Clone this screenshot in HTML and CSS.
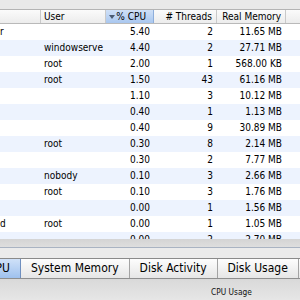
FILE: index.html
```html
<!DOCTYPE html>
<html>
<head>
<meta charset="utf-8">
<link rel="stylesheet" href="styles.css">
</head>
<body>
<div class="window">
  <div class="toolbar"></div>
  <div class="table">
    <div class="thead">
      <div class="th"></div>
      <div class="th th-left">User</div>
      <div class="th th-sorted"><span class="arrow"></span><span>% CPU</span></div>
      <div class="th">#&nbsp;Threads</div>
      <div class="th">Real Memory</div>
      <div class="th th-last"></div>
    </div>
    <div class="tbody">
      <div class="row"><div class="c name">r</div><div class="c user"></div><div class="c num">5.40</div><div class="c num">2</div><div class="c num">11.65 MB</div><div class="c"></div></div>
      <div class="row"><div class="c name"></div><div class="c user">windowserve</div><div class="c num">4.40</div><div class="c num">2</div><div class="c num">27.71 MB</div><div class="c"></div></div>
      <div class="row"><div class="c name"></div><div class="c user">root</div><div class="c num">2.00</div><div class="c num">1</div><div class="c num">568.00 KB</div><div class="c"></div></div>
      <div class="row"><div class="c name"></div><div class="c user">root</div><div class="c num">1.50</div><div class="c num">43</div><div class="c num">61.16 MB</div><div class="c"></div></div>
      <div class="row"><div class="c name"></div><div class="c user"></div><div class="c num">1.10</div><div class="c num">3</div><div class="c num">10.12 MB</div><div class="c"></div></div>
      <div class="row"><div class="c name"></div><div class="c user"></div><div class="c num">0.40</div><div class="c num">1</div><div class="c num">1.13 MB</div><div class="c"></div></div>
      <div class="row"><div class="c name"></div><div class="c user"></div><div class="c num">0.40</div><div class="c num">9</div><div class="c num">30.89 MB</div><div class="c"></div></div>
      <div class="row"><div class="c name"></div><div class="c user">root</div><div class="c num">0.30</div><div class="c num">8</div><div class="c num">2.14 MB</div><div class="c"></div></div>
      <div class="row"><div class="c name"></div><div class="c user"></div><div class="c num">0.30</div><div class="c num">2</div><div class="c num">7.77 MB</div><div class="c"></div></div>
      <div class="row"><div class="c name"></div><div class="c user">nobody</div><div class="c num">0.10</div><div class="c num">3</div><div class="c num">2.66 MB</div><div class="c"></div></div>
      <div class="row"><div class="c name"></div><div class="c user">root</div><div class="c num">0.10</div><div class="c num">3</div><div class="c num">1.76 MB</div><div class="c"></div></div>
      <div class="row"><div class="c name"></div><div class="c user"></div><div class="c num">0.00</div><div class="c num">1</div><div class="c num">1.56 MB</div><div class="c"></div></div>
      <div class="row"><div class="c name">d</div><div class="c user">root</div><div class="c num">0.00</div><div class="c num">1</div><div class="c num">1.05 MB</div><div class="c"></div></div>
      <div class="row"><div class="c name"></div><div class="c user"></div><div class="c num">0.00</div><div class="c num">2</div><div class="c num">2.70 MB</div><div class="c"></div></div>
    </div>
  </div>
  <div class="band"></div>
  <div class="gap"></div>
  <div class="tabs">
    <div class="tab tab-selected">CPU</div>
    <div class="tab">System Memory</div>
    <div class="tab">Disk Activity</div>
    <div class="tab">Disk Usage</div>
    <div class="tab">Network</div>
  </div>
  <div class="panel">
    <div class="panel-title">CPU Usage</div>
  </div>
</div>
</body>
</html>
```
FILE: styles.css
```css
html, body {
  margin: 0;
  padding: 0;
}
body {
  width: 300px;
  height: 300px;
  overflow: hidden;
  background: #e4e4e4;
  font-family: "DejaVu Sans Condensed", "DejaVu Sans", sans-serif;
  font-stretch: condensed;
  color: #000;
}
.window {
  width: 300px;
  height: 300px;
  display: flex;
  flex-direction: column;
  overflow: hidden;
}
.toolbar {
  height: 9px;
  background: #e9e9e9;
  border-bottom: 1px solid #b4b4b4;
  flex: none;
}
.table {
  flex: none;
  background: #fff;
}
.thead {
  display: grid;
  grid-template-columns: 41px 65px 48px 63px 69px 14px;
  height: 13px;
  border-bottom: 1px solid #b9b9b9;
  background: linear-gradient(#fbfbfb, #ececec);
}
.th {
  box-sizing: border-box;
  height: 13px;
  line-height: 13px;
  font-size: 10px;
  text-align: right;
  padding: 0 4px 0 3px;
  border-right: 1px solid #c9c9c9;
  white-space: nowrap;
  overflow: hidden;
}
.th-left {
  text-align: left;
}
.th-last {
  border-right: none;
}
.th-sorted {
  display: flex;
  justify-content: space-between;
  align-items: center;
  padding-right: 7px;
  background: linear-gradient(#cfe0f7, #a9c7ef);
  border-right: 1px solid #8eaedb;
}
.arrow {
  width: 0;
  height: 0;
  margin-left: 0;
  border-left: 3px solid transparent;
  border-right: 3px solid transparent;
  border-top: 4px solid #4a5a72;
}
.tbody {
  height: 215px;
  overflow: hidden;
}
.row {
  display: grid;
  grid-template-columns: 41px 65px 48px 63px 69px 14px;
  height: 16px;
  line-height: 16px;
  font-size: 10px;
}
.row:nth-child(even) {
  background: #edf3fe;
}
.c {
  white-space: nowrap;
  overflow: hidden;
}
.name {
  padding-left: 0;
}
.user {
  padding-left: 3px;
}
.num {
  text-align: right;
  padding-right: 4px;
}
.band {
  flex: none;
  height: 8px;
  background: linear-gradient(#d4d4d4, #dedede);
  border-bottom: 1px solid #a9b3c2;
}
.gap {
  flex: none;
  height: 10px;
  background: #ebebeb;
}
.tabs {
  flex: none;
  display: flex;
  height: 19px;
  border-top: 1px solid #8a8a8a;
  border-bottom: 1px solid #8f8f8f;
  background: linear-gradient(#fdfdfd, #e7e7e7);
  margin-left: -22px;
}
.tab {
  flex: none;
  padding: 0 10px;
  line-height: 19px;
  font-size: 12px;
  white-space: nowrap;
  border-right: 1px solid #a3a3a3;
  background: linear-gradient(#fdfdfd, #e6e6e6);
}
.tab-selected {
  background: linear-gradient(#cfe1f8, #9fc1ee);
  border-right: 1px solid #6f8fbf;
}
.panel {
  flex: 1;
  background: linear-gradient(#d9d9d9, #e6e6e6);
  padding-top: 8px;
}
.panel-title {
  padding-left: 211px;
  font-size: 8.3px;
  line-height: 10px;
  color: #111;
}
```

..............................

Make an exact copy of the data above, pictures excluded.

Clone this screenshot in HTML and CSS.
FILE: index.html
```html
<!DOCTYPE html>
<html>
<head>
<meta charset="utf-8">
<link rel="stylesheet" href="styles.css">
</head>
<body>
<div class="window">
  <div class="toolbar"></div>
  <div class="table">
    <div class="thead">
      <div class="th"></div>
      <div class="th th-left">User</div>
      <div class="th th-sorted"><span class="arrow"></span><span>% CPU</span></div>
      <div class="th">#&nbsp;Threads</div>
      <div class="th">Real Memory</div>
      <div class="th th-last"></div>
    </div>
    <div class="tbody">
      <div class="row"><div class="c name">r</div><div class="c user"></div><div class="c num">5.40</div><div class="c num">2</div><div class="c num">11.65 MB</div><div class="c"></div></div>
      <div class="row"><div class="c name"></div><div class="c user">windowserve</div><div class="c num">4.40</div><div class="c num">2</div><div class="c num">27.71 MB</div><div class="c"></div></div>
      <div class="row"><div class="c name"></div><div class="c user">root</div><div class="c num">2.00</div><div class="c num">1</div><div class="c num">568.00 KB</div><div class="c"></div></div>
      <div class="row"><div class="c name"></div><div class="c user">root</div><div class="c num">1.50</div><div class="c num">43</div><div class="c num">61.16 MB</div><div class="c"></div></div>
      <div class="row"><div class="c name"></div><div class="c user"></div><div class="c num">1.10</div><div class="c num">3</div><div class="c num">10.12 MB</div><div class="c"></div></div>
      <div class="row"><div class="c name"></div><div class="c user"></div><div class="c num">0.40</div><div class="c num">1</div><div class="c num">1.13 MB</div><div class="c"></div></div>
      <div class="row"><div class="c name"></div><div class="c user"></div><div class="c num">0.40</div><div class="c num">9</div><div class="c num">30.89 MB</div><div class="c"></div></div>
      <div class="row"><div class="c name"></div><div class="c user">root</div><div class="c num">0.30</div><div class="c num">8</div><div class="c num">2.14 MB</div><div class="c"></div></div>
      <div class="row"><div class="c name"></div><div class="c user"></div><div class="c num">0.30</div><div class="c num">2</div><div class="c num">7.77 MB</div><div class="c"></div></div>
      <div class="row"><div class="c name"></div><div class="c user">nobody</div><div class="c num">0.10</div><div class="c num">3</div><div class="c num">2.66 MB</div><div class="c"></div></div>
      <div class="row"><div class="c name"></div><div class="c user">root</div><div class="c num">0.10</div><div class="c num">3</div><div class="c num">1.76 MB</div><div class="c"></div></div>
      <div class="row"><div class="c name"></div><div class="c user"></div><div class="c num">0.00</div><div class="c num">1</div><div class="c num">1.56 MB</div><div class="c"></div></div>
      <div class="row"><div class="c name">d</div><div class="c user">root</div><div class="c num">0.00</div><div class="c num">1</div><div class="c num">1.05 MB</div><div class="c"></div></div>
      <div class="row"><div class="c name"></div><div class="c user"></div><div class="c num">0.00</div><div class="c num">2</div><div class="c num">2.70 MB</div><div class="c"></div></div>
    </div>
  </div>
  <div class="band"></div>
  <div class="gap"></div>
  <div class="tabs">
    <div class="tab tab-selected">CPU</div>
    <div class="tab">System Memory</div>
    <div class="tab">Disk Activity</div>
    <div class="tab">Disk Usage</div>
    <div class="tab">Network</div>
  </div>
  <div class="panel">
    <div class="panel-title">CPU Usage</div>
  </div>
</div>
</body>
</html>
```
FILE: styles.css
```css
html, body {
  margin: 0;
  padding: 0;
}
body {
  width: 300px;
  height: 300px;
  overflow: hidden;
  background: #e4e4e4;
  font-family: "DejaVu Sans Condensed", "DejaVu Sans", sans-serif;
  font-stretch: condensed;
  color: #000;
}
.window {
  width: 300px;
  height: 300px;
  display: flex;
  flex-direction: column;
  overflow: hidden;
}
.toolbar {
  height: 9px;
  background: #e9e9e9;
  border-bottom: 1px solid #b4b4b4;
  flex: none;
}
.table {
  flex: none;
  background: #fff;
}
.thead {
  display: grid;
  grid-template-columns: 41px 65px 48px 63px 69px 14px;
  height: 13px;
  border-bottom: 1px solid #b9b9b9;
  background: linear-gradient(#fbfbfb, #ececec);
}
.th {
  box-sizing: border-box;
  height: 13px;
  line-height: 13px;
  font-size: 10px;
  text-align: right;
  padding: 0 4px 0 3px;
  border-right: 1px solid #c9c9c9;
  white-space: nowrap;
  overflow: hidden;
}
.th-left {
  text-align: left;
}
.th-last {
  border-right: none;
}
.th-sorted {
  display: flex;
  justify-content: space-between;
  align-items: center;
  padding-right: 7px;
  background: linear-gradient(#cfe0f7, #a9c7ef);
  border-right: 1px solid #8eaedb;
}
.arrow {
  width: 0;
  height: 0;
  margin-left: 0;
  border-left: 3px solid transparent;
  border-right: 3px solid transparent;
  border-top: 4px solid #4a5a72;
}
.tbody {
  height: 215px;
  overflow: hidden;
}
.row {
  display: grid;
  grid-template-columns: 41px 65px 48px 63px 69px 14px;
  height: 16px;
  line-height: 16px;
  font-size: 10px;
}
.row:nth-child(even) {
  background: #edf3fe;
}
.c {
  white-space: nowrap;
  overflow: hidden;
}
.name {
  padding-left: 0;
}
.user {
  padding-left: 3px;
}
.num {
  text-align: right;
  padding-right: 4px;
}
.band {
  flex: none;
  height: 8px;
  background: linear-gradient(#d4d4d4, #dedede);
  border-bottom: 1px solid #a9b3c2;
}
.gap {
  flex: none;
  height: 10px;
  background: #ebebeb;
}
.tabs {
  flex: none;
  display: flex;
  height: 19px;
  border-top: 1px solid #8a8a8a;
  border-bottom: 1px solid #8f8f8f;
  background: linear-gradient(#fdfdfd, #e7e7e7);
  margin-left: -22px;
}
.tab {
  flex: none;
  padding: 0 10px;
  line-height: 19px;
  font-size: 12px;
  white-space: nowrap;
  border-right: 1px solid #a3a3a3;
  background: linear-gradient(#fdfdfd, #e6e6e6);
}
.tab-selected {
  background: linear-gradient(#cfe1f8, #9fc1ee);
  border-right: 1px solid #6f8fbf;
}
.panel {
  flex: 1;
  background: linear-gradient(#d9d9d9, #e6e6e6);
  padding-top: 8px;
}
.panel-title {
  padding-left: 211px;
  font-size: 8.3px;
  line-height: 10px;
  color: #111;
}
```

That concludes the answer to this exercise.